The definition of the word “foreigner” varied quite a bit, in some cases it refers to  “persons not owing allegience to the British crown,” in other cases, a countryman come into London for work, “non-freemen of the city and Companies.” In either sense a foreigner was often treated harshly. These notes are from E. B. Jupp, An Historical Account of the Worshipful Company of Carpenters, (London, Pickering & Chatto, 1887). “The former were constantly the objects of popular persecution, and sometimes fell victims in the unequal struggle. The latter were obliged to take up their freedom, or were fined for daring to exercise their calling.”

These chairmakers bring their chairs to the city, thinking to sell them, but the Company seizes them & pays for them at prices determined by the Company!  Then there’s the whole “plain matted chairs” versus “turned matted chairs” issue. I have taken this to mean some of these chairs are shaved rather than turned. Matted chairs have fiber seats, often rushes. I used to make versions of them based on a few surviving examples and Dutch art – & collaborated with Bob Trent & Jennie Alexander on this article about that type of chair – https://chipstone.org/images.php/581/American-Furniture-2008/Early-American-Shaved-Post-and-Rung-Chairs

PF rush-seated chair, before 2003

A common problem was turners working for joiners or carpenters. One fear was that the joiners or carpenters were learning to turn their own work. And it seems the Company would look the other way if a fine was paid:

“12th November 1622  William Gryme was charged for putting his apprentice to work at the trade of Turning within a joiners to make Turner’s work for the joiner, and was ordered to take him home … 6th July 1630…Christopher Bere was charged with working in a joiner’s house and teaching them the trade of Turning.”  

“…it was ordered that every Turner who worked and turned in the shop or other rooms of any Joiner, Carpenter, or Coachmaker should pay ten shillings for every week he should continue so working after being warned.”

Stent panel, England, early 17th century

Outside of the city, joiners and turners worked side-by-side – or were even one person. The well-known Stent panel clearly is not London-made – or if it is, then a fine was paid for these two workmen to be working together. When I first learned about the London Companies, or trade guilds, I thought they were nice succinct packages – turners here, joiners there, that sort of thing. But one catch is that a tradesman only needs to be a member of a London Company – it doesn’t have to be the one aligned with his trade. 

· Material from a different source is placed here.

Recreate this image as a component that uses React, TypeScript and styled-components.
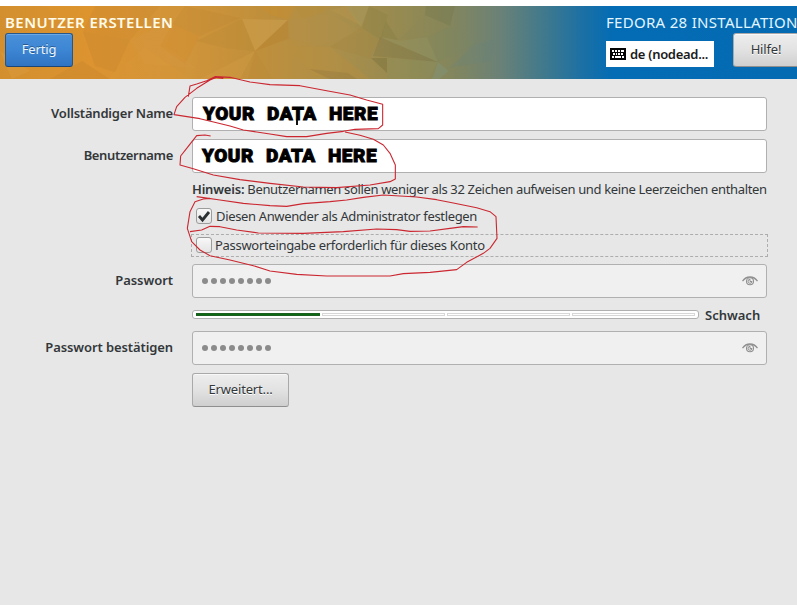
import React from "react";
import styled, { createGlobalStyle } from "styled-components";

const GlobalStyle = createGlobalStyle`
  * { box-sizing: border-box; }
  body {
    margin: 0;
    background: #e7e7e7;
    color: #33373a;
    font: 13px/18px "Noto Sans", sans-serif;
    overflow: hidden;
  }
  button { font: inherit; color: inherit; }
`;

const Page = styled.div`
  position: relative;
  width: 797px;
  height: 605px;
  overflow: hidden;
  border-top: 6px solid #fff;
  background: #e7e7e7;
`;

const Header = styled.header`
  position: relative;
  height: 73px;
  display: flex;
  justify-content: space-between;
  background: linear-gradient(90deg, #d38f2e 0, #dc9330 90px, #d0943a 190px, #c08f3b 260px, #ad8f49 330px, #968a51 400px, #84865c 450px, #6b8177 500px, #447a8a 540px, #1c70a4 582px, #046cb4 612px, #046bb3 100%);
`;

const Mesh = styled.svg`
  position: absolute;
  inset: 0;
  opacity: 0.65;
`;

const HeaderSide = styled.div<{ $width?: number }>`
  position: relative;
  flex: none;
  width: ${(p) => (p.$width ? `${p.$width}px` : "auto")};
  padding: 6px 0 0 ${(p) => (p.$width ? 0 : 5)}px;
`;

const Title = styled.h1<{ $weight: number; $spacing: number }>`
  margin: 0;
  height: 21px;
  white-space: nowrap;
  color: ${(p) => (p.$weight > 400 ? "#fffbe9" : "#e3f6ff")};
  font-size: 15px;
  line-height: 20px;
  font-weight: ${(p) => p.$weight};
  letter-spacing: ${(p) => p.$spacing}px;
`;

const Button = styled.button<{ $primary?: boolean; $width: number }>`
  display: block;
  flex: none;
  width: ${(p) => p.$width}px;
  height: 34px;
  padding: 0 0 2px;
  border: 1px solid ${(p) => (p.$primary ? "#275788" : "#a9a9a9")};
  border-bottom-color: ${(p) => (p.$primary ? "#1e4674" : "#8f8f8f")};
  border-radius: 3px;
  color: ${(p) => (p.$primary ? "#eaf6ff" : "#33373a")};
  background: ${(p) =>
    p.$primary
      ? "linear-gradient(#4a90d9, #3d86d4 50%, #2f74c2)"
      : "linear-gradient(#ededed, #e2e2e2 50%, #cfcfcf)"};
  box-shadow: inset 0 1px ${(p) => (p.$primary ? "#6ba9e6" : "#f8f8f8")};
  text-shadow: ${(p) => (p.$primary ? "0 -1px rgba(0, 0, 0, 0.35)" : "0 1px #fff")};
  letter-spacing: -0.15px;
`;

const HeaderTools = styled.div`
  display: flex;
  width: 201px;
`;

const Keyboard = styled.div`
  display: flex;
  align-items: center;
  width: 108px;
  height: 26px;
  margin: 8px 19px 0 0;
  padding: 0 0 1px 4px;
  gap: 4px;
  flex: none;
  background: #fff;
  color: #1b1b1b;
  font-weight: 600;
  letter-spacing: -0.3px;
  white-space: nowrap;
`;

const Form = styled.main`
  display: flex;
  flex-direction: column;
  padding-top: 18px;
`;

const Row = styled.div<{ $height: number; $after?: number }>`
  display: grid;
  grid-template-columns: 173px 576px;
  grid-template-rows: 100%;
  column-gap: 19px;
  align-items: center;
  height: ${(p) => p.$height}px;
  margin-bottom: ${(p) => p.$after ?? 0}px;
`;

const Label = styled.label<{ $spacing: number }>`
  grid-column: 1;
  text-align: right;
  font-weight: 600;
  white-space: nowrap;
  letter-spacing: ${(p) => p.$spacing}px;
  padding-bottom: 2px;
`;

const Field = styled.div<{ $disabled?: boolean }>`
  grid-column: 2;
  display: flex;
  align-items: center;
  justify-content: space-between;
  width: 575px;
  height: 34px;
  padding: 0 8px 0 9px;
  border: 1px solid #b0b0b0;
  border-radius: 3px;
  background: ${(p) => (p.$disabled ? "#f0f0f0" : "#fff")};
`;

const Sample = styled.span<{ $shift: number }>`
  padding-left: ${(p) => p.$shift}px;
  color: #000;
  font: 900 19px/32px Roboto, sans-serif;
  letter-spacing: 0.5px;
  word-spacing: 7px;
  white-space: nowrap;
  -webkit-text-stroke: 0.9px #000;
`;

const Dots = styled.span`
  display: flex;
  gap: 3px;
  padding: 0 0 1px;
`;

const Dot = styled.i`
  width: 6px;
  height: 6px;
  border-radius: 50%;
  background: #8b8b8b;
`;

const Hint = styled.p`
  grid-column: 2;
  margin: 0;
  white-space: nowrap;
  letter-spacing: -0.345px;
`;

const Strong = styled.b`
  font-weight: 600;
  letter-spacing: -0.2px;
`;

const CheckRow = styled.label<{ $focus?: boolean }>`
  grid-column: 2;
  display: flex;
  align-items: center;
  gap: ${(p) => (p.$focus ? 3 : 4)}px;
  width: 577px;
  height: 23px;
  margin-left: -1px;
  padding: 0 0 2px 4px;
  border: 1px ${(p) => (p.$focus ? "dashed #adadad" : "solid transparent")};
  white-space: nowrap;
  letter-spacing: ${(p) => (p.$focus ? -0.3 : -0.35)}px;
`;

const Box = styled.span`
  display: block;
  flex: none;
  width: 16px;
  height: 16px;
  border: 1px solid #9c9c9c;
  border-radius: 3px;
  background: linear-gradient(#f8f8f8, #e4e4e4);

  svg { display: block; overflow: visible; }
`;

const MeterRow = styled.div`
  grid-column: 2;
  display: flex;
  align-items: center;
  gap: 6px;
  height: 9px;
`;

const Meter = styled.div`
  display: grid;
  grid-template-columns: 124px 123px 123px 123px;
  gap: 2px;
  width: 507px;
  height: 9px;
  padding: 2px;
  padding-left: 3px;
  border: 1px solid #b0b0b0;
  border-radius: 3px;
  background: #fff;
`;

const Segment = styled.i<{ $on?: boolean }>`
  height: 3px;
  border: 1px solid ${(p) => (p.$on ? "#1b5e20" : "#d7d7d7")};
  background: ${(p) => (p.$on ? "#0b6b12" : "#fff")};
`;

const Strength = styled.strong`
  font-weight: 600;
  line-height: 18px;
`;

const Slot = styled.div`
  grid-column: 2;
`;

const Scribble = styled.svg`
  position: absolute;
  left: 0;
  top: -6px;
  pointer-events: none;
`;

const facets: [string, string, number][] = [
  ["0,0 45,0 80,31 95,0 0,0", "#e39a2c", 0.35],
  ["95,0 160,0 130,34 83,26", "#c17f2d", 0.25],
  ["83,26 130,34 115,66 95,60", "#ba7d30", 0.3],
  ["130,34 178,12 165,40 196,62 145,58", "#d99f4a", 0.35],
  ["50,73 82,55 110,73", "#b77927", 0.3],
  ["0,45 30,65 12,73 6,60", "#e0a751", 0.4],
  ["115,66 145,42 190,73 108,73", "#dd9a3c", 0.4],
  ["185,0 240,12 200,30 172,18", "#b98130", 0.3],
  ["172,18 200,30 185,58 160,40", "#d58a29", 0.35],
  ["242,13 288,14 255,45", "#d1a253", 0.7],
  ["288,14 290,32 255,45", "#b77f2c", 0.55],
  ["196,35 242,13 255,45 225,42", "#b98a32", 0.45],
  ["255,45 200,73 240,73", "#d7a14b", 0.45],
  ["255,45 272,73 248,73", "#b88735", 0.4],
  ["288,14 330,8 362,26 320,40 288,32", "#b3924d", 0.45],
  ["260,0 295,0 288,14 268,8", "#cf8e28", 0.5],
  ["295,0 330,0 325,6 302,13", "#bd8b35", 0.4],
  ["330,4 346,0 362,20", "#b8974e", 0.65],
  ["346,0 369,0 361,21", "#aaa065", 0.55],
  ["369,0 388,9 381,34 362,22", "#817a3d", 0.35],
  ["286,40 330,41 370,73 315,70", "#bc903e", 0.5],
  ["362,21 380,35 370,52 330,41", "#a68540", 0.5],
  ["309,63 348,67 357,73 330,73", "#92753b", 0.5],
  ["380,31 399,35 427,31 438,56", "#8f9668", 0.55],
  ["380,31 438,56 396,52 373,50", "#756f41", 0.4],
  ["386,15 398,34 381,31", "#7d7740", 0.45],
  ["426,0 455,0 450,20 425,9", "#72764c", 0.5],
  ["425,9 451,20 430,30 398,34", "#8c8758", 0.5],
  ["371,52 387,52 387,67", "#76703a", 0.6],
  ["387,52 438,56 428,73 387,73", "#8e935e", 0.45],
  ["438,56 449,65 439,73 432,73", "#80977e", 0.65],
  ["427,31 438,56 475,38 451,20", "#7c8964", 0.35],
  ["475,38 495,34 490,55 449,62", "#648483", 0.3],
];

const stroke = { fill: "none", stroke: "#cb2730", strokeWidth: 3.3, strokeLinejoin: "round" as const };

const KeyboardIcon = () => (
  <svg width="16" height="12" viewBox="0 0 16 12" shapeRendering="crispEdges">
    <rect width="16" height="12" fill="#050505" />
    <path d="M2 2.500h2M5 2.500h2M8 2.500h2M11 2.500h3M3 5.500h2M6 5.500h1M8 5.500h2M11 5.500h2M2 8.500h2M5 8.500h6M12 8.500h2" stroke="#fff" strokeWidth="2" />
  </svg>
);

const EyeIcon = () => (
  <svg width="16" height="12" viewBox="0 0 16 12" fill="none" stroke="#8f8f8f">
    <path d="M.5 6.2Q3.400 2 8 2t7.500 4.200" strokeWidth="1.300" />
    <circle cx="8" cy="6.300" r="3.500" strokeWidth="1.100" />
    <path d="M8 4.300v2.200h2A2 2 0 1 1 8 4.300" strokeWidth="1" />
  </svg>
);

const PasswordField = () => (
  <Field $disabled>
    <Dots>{Array.from({ length: 8 }, (_, i) => <Dot key={i} />)}</Dots>
    <EyeIcon />
  </Field>
);

export default function App() {
  return (
    <>
      <GlobalStyle />
      <Page>
        <Header>
          <Mesh width="797" height="73">
            {facets.map(([points, fill, opacity]) => (
              <polygon key={points} points={points} fill={fill} opacity={opacity} />
            ))}
          </Mesh>
          <HeaderSide>
            <Title $weight={600} $spacing={0.45}>BENUTZER ERSTELLEN</Title>
            <Button $primary $width={68}>Fertig</Button>
          </HeaderSide>
          <HeaderSide $width={191}>
            <Title $weight={400} $spacing={0.3}>FEDORA 28 INSTALLATION</Title>
            <HeaderTools>
              <Keyboard><KeyboardIcon />de (nodead...</Keyboard>
              <Button $width={66}>Hilfe!</Button>
            </HeaderTools>
          </HeaderSide>
        </Header>
        <Form>
          <Row $height={34} $after={8}>
            <Label $spacing={-0.2}>Vollständiger Name</Label>
            <Field><Sample $shift={1}>YOUR DATA HERE</Sample></Field>
          </Row>
          <Row $height={34} $after={7}>
            <Label $spacing={-0.35}>Benutzername</Label>
            <Field><Sample $shift={0}>YOUR DATA HERE</Sample></Field>
          </Row>
          <Row $height={18} $after={7}>
            <Hint><Strong>Hinweis:</Strong> Benutzernamen sollen weniger als 32 Zeichen aufweisen und keine Leerzeichen enthalten</Hint>
          </Row>
          <Row $height={23} $after={6}>
            <CheckRow>
              <Box>
                <svg width="14" height="14"><path d="M2 7l3.500 4L12 3" fill="none" stroke="#2c3032" strokeWidth="2.800" /></svg>
              </Box>
              Diesen Anwender als Administrator festlegen
            </CheckRow>
          </Row>
          <Row $height={23} $after={7}>
            <CheckRow $focus><Box />Passworteingabe erforderlich für dieses Konto</CheckRow>
          </Row>
          <Row $height={34} $after={12}>
            <Label $spacing={-0.05}>Passwort</Label>
            <PasswordField />
          </Row>
          <Row $height={9} $after={12}>
            <MeterRow>
              <Meter><Segment $on /><Segment /><Segment /><Segment /></Meter>
              <Strength>Schwach</Strength>
            </MeterRow>
          </Row>
          <Row $height={34} $after={8}>
            <Label $spacing={-0.1}>Passwort bestätigen</Label>
            <PasswordField />
          </Row>
          <Row $height={34}>
            <Slot><Button $width={97}>Erweitert...</Button></Slot>
          </Row>
        </Form>
        <Scribble width="797" height="605">
          <path d="M297 120v5" stroke="#111" strokeWidth="2" />
          <g transform="translate(160 70) scale(.33333)" {...stroke}>
            <path d="M85 80L90 48 110 42 140 32 165 20 210 22 270 36 330 44 420 47 500 62 570 75 620 90 668 103V165L655 176 585 178 550 184 500 190 440 200 380 200 330 192 290 186 250 180 210 168 170 158 120 146 42 134 50 110 75 82 110 55 150 30 170 22 190 25" />
            <path d="M152 198L135 195 110 197 80 235 62 258 60 285 100 296 160 315 240 329 330 340 430 351 530 353 630 345 690 335 706 327V285L690 250 670 225 640 208 600 196 555 186" />
          </g>
          <g transform="translate(170 175) scale(.33333)" {...stroke}>
            <path d="M80 65L150 75 220 85 300 92 350 94 400 86 480 80 530 75 580 67 640 60 740 66 800 74 850 84 920 98 960 110 978 125 981 190 960 220 940 235 890 262 860 284 780 292 700 296 660 303 470 303 380 298 300 288 250 272 180 255 120 242 90 225 65 200 52 160 60 110 75 80 100 72 120 70" />
            <path d="M60 170L95 165 120 154 150 155 200 165 265 174 400 175 520 170 620 162 680 164 720 169 780 168 840 160 880 155 923 156" />
          </g>
        </Scribble>
      </Page>
    </>
  );
}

“7th March 1625…complaint of the Master and Wardens of the Company of Turners against Richard Newberrie and others free of the Company of Salters, but using the trade of a Turner, for making, as they alleged, “insufficient bandeleeres” and for refusing to bring their wares to the…Turners Hall…”

Another of Stanley-Stone’s summaries is worth looking at:

“18th February 1629…a Petition…that the Company of Turners “is verie smale,” and consisted altogether of “handy trades men”; that within the last five years about thirty householders free of other Companies had earned a living by turnery, and were not under government as regards their trade, but took as many apprentices as they liked to the great harm of the Company of Turners…”

Early Planemakers of London

That can really throw a monkey wrench in research. If you wanted to know about joiners in London at that time – you’d think if you learned all about the Joiners Company, you’d be covered. But somehow you have to cast your net wider. The most detailed example of this sort of thing is the book Early Planemakers of London: Recent Discoveries in the Tallow Chandlers and the Joiners Companies by Don & Anne Wing (the Mechanick’s Workbench, Marion, Massachusetts, 2005) The Wings got through this problem backwards – they found an “early” plane marked with the name John Gilgrest – and by searching his name found him listed in the Tallow Chandlers Company – the whole story (as of 2005) is outlined in their excellent book.